I was watching the end of The Grapes of Wrath this morning. It reminded me of the real end of the book, when the family has just about washed out, a lot of the characters have died or moved on and the young woman, Rose of Sharon has tried to bury her dead baby. The book ends with her nursing a man who is dying with the breast milk intended for her dead child. The image is arresting and pretty shocking but exemplifies the lengths to which the poor Okies will go to carry on.

The movie ends differently. The Joad family makes it to a camp for transient families operated by the Department of Agriculture. The operator is a government worker in a cardigan sweater, smoking a pipe. He is kindly and altruistic, the image of government goodness you couldn't find in our time. In retrospect it almost seems like something which would only have been possible during the Depression when FDR's New Deal was looked on as the last chance for families who couldn't make it on their own, without government assistance. Kind of an antique concept.

Anyway, the movie ends with the group of transients polices their homeplace and removes a bad element sent in by the Sheriff's Department to cause trouble and give them the opportunity to enter the camp and arrest everyone. After the dance and the altercation, the Tom Joad character, who is introduced as an ex-con at the beginning of the book, decides that he has to leave in order to protect his family.

The movie ends with him saying goodbye to his mother in the early hours of the morning. The sunrise is just a hint on the edge of the scene as Joad walks toward it away from his mother. She lets him go, giving him a kiss which she acknowledges is something the Joads "don't do." The leaving of the family and his mother to walk off into the morning light is symbolic of the choice he has to make in order to protect his family and give them the hope of a new dawn.

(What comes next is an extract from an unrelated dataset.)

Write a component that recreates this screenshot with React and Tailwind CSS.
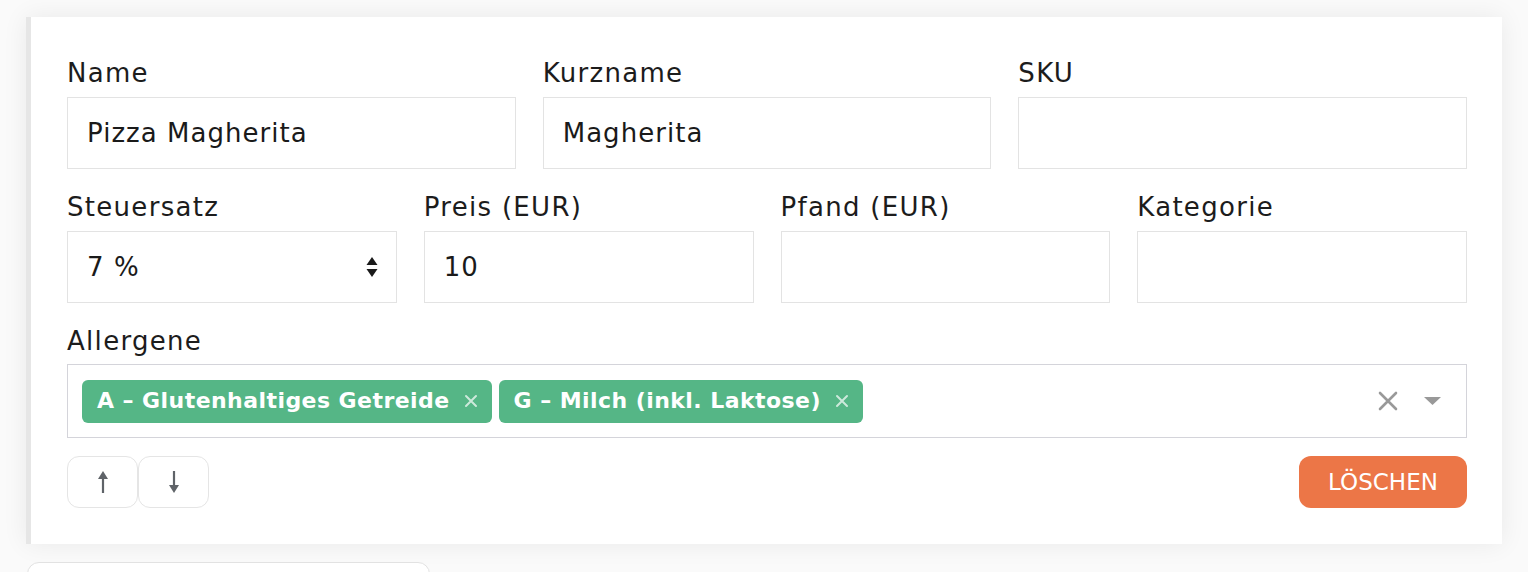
import React from "react";

function Field({ label, value, className = "", children }) {
  return (
    <div className={"flex flex-col " + className}>
      <label className="block text-[26px] leading-[36px] tracking-[0.05em] text-[#1c1c1c] pt-[2px] mb-[6px]">{label}</label>
      <div className="h-[72px] border border-[#e3e3e3] bg-white pl-[19px] pr-[18px] flex items-center justify-between text-[26px] tracking-[0.04em] text-[#1a1a1a]">
        <span>{value}</span>
        {children}
      </div>
    </div>
  );
}

function SelectArrows() {
  return (
    <svg width="12" height="22" viewBox="0 0 12 22">
      <path d="M6 1 L11.5 9 L0.5 9 Z" fill="#1a1a1a" />
      <path d="M6 21 L11.5 13 L0.5 13 Z" fill="#1a1a1a" />
    </svg>
  );
}

function ChipX() {
  return (
    <svg width="14" height="14" viewBox="0 0 14 14">
      <path d="M2 2 L12 12 M12 2 L2 12" stroke="rgba(255,255,255,0.7)" strokeWidth="2" strokeLinecap="round" />
    </svg>
  );
}

function Chip({ text }) {
  return (
    <div className="h-[43px] rounded-[6px] bg-[#55b686] pl-[15px] pr-[14px] flex items-center gap-[14px] text-white font-bold text-[22px] tracking-[0.02em]">
      <span className="-mt-[2px]">{text}</span>
      <ChipX />
    </div>
  );
}

function Arrow({ down }) {
  return (
    <svg width="14" height="24" viewBox="0 0 14 24" style={{ transform: down ? "rotate(180deg)" : "none" }}>
      <path d="M7 8 L7 23" stroke="#5f6368" strokeWidth="2.2" />
      <path d="M7 1 L12 9 L2 9 Z" fill="#5f6368" />
    </svg>
  );
}

export default function App() {
  return (
    <div className="h-[572px] w-full overflow-hidden bg-[#fafafa] pt-[17px] px-[26px] font-['DejaVu_Sans',sans-serif]">
      <div className="bg-white border-l-[5px] border-[#e6e6e6] shadow-[0_0_24px_rgba(0,0,0,0.07)] pt-[36px] pb-[36px] pl-[36px] pr-[35px] flex flex-col gap-[18px]">
        <div className="grid grid-cols-3 gap-x-[27px]">
          <Field label="Name" value="Pizza Magherita" />
          <Field label="Kurzname" value="Magherita" />
          <Field label="SKU" value="" />
        </div>
        <div className="grid grid-cols-4 gap-x-[27px]">
          <Field label="Steuersatz" value="7 %">
            <SelectArrows />
          </Field>
          <Field label="Preis (EUR)" value="10" />
          <Field label="Pfand (EUR)" value="" />
          <Field label="Kategorie" value="" />
        </div>
        <div className="flex flex-col">
          <label className="block text-[26px] leading-[36px] tracking-[0.05em] text-[#1c1c1c] pt-[2px] mb-[5px]">Allergene</label>
          <div className="h-[74px] border border-[#d4d4da] bg-white pl-[14px] pr-[25px] flex items-center">
            <div className="flex items-center gap-[7px] flex-1">
              <Chip text="A – Glutenhaltiges Getreide" />
              <Chip text="G – Milch (inkl. Laktose)" />
            </div>
            <div className="flex items-center gap-[26px]">
              <svg width="20" height="20" viewBox="0 0 20 20">
                <path d="M2 2 L18 18 M18 2 L2 18" stroke="#999999" strokeWidth="2.6" strokeLinecap="round" />
              </svg>
              <svg width="17" height="8" viewBox="0 0 17 8">
                <path d="M0 0 L17 0 L8.5 8 Z" fill="#999999" />
              </svg>
            </div>
          </div>
        </div>
        <div className="flex items-center justify-between">
          <div className="flex">
            <button className="w-[71px] h-[52px] rounded-[12px] border border-[#e5e5e5] bg-white flex items-center justify-center">
              <Arrow />
            </button>
            <button className="w-[71px] h-[52px] rounded-[12px] border border-[#e5e5e5] bg-white flex items-center justify-center">
              <Arrow down />
            </button>
          </div>
          <button className="w-[168px] h-[52px] rounded-[12px] bg-[#ec7647] text-white text-[23px] flex items-center justify-center">
            LÖSCHEN
          </button>
        </div>
      </div>
      <div className="mt-[18px] ml-px w-[403px] h-[40px] rounded-[12px] border border-[#e2e2e2] bg-white" />
    </div>
  );
}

So the movie ends as it began with a sunrise. The difference lies in the fact that in the beginning of the movie we see Tom Joad coming home from prison to return to his place in the family. The movie ends with Tom Joad leaving his family at sunrise. The difference ends up being his direction and the difference of his motivation. At the beginning he wants to return to his place as a child, the return of the prodigal; at the end he leaves to act like a man in order to protect his family.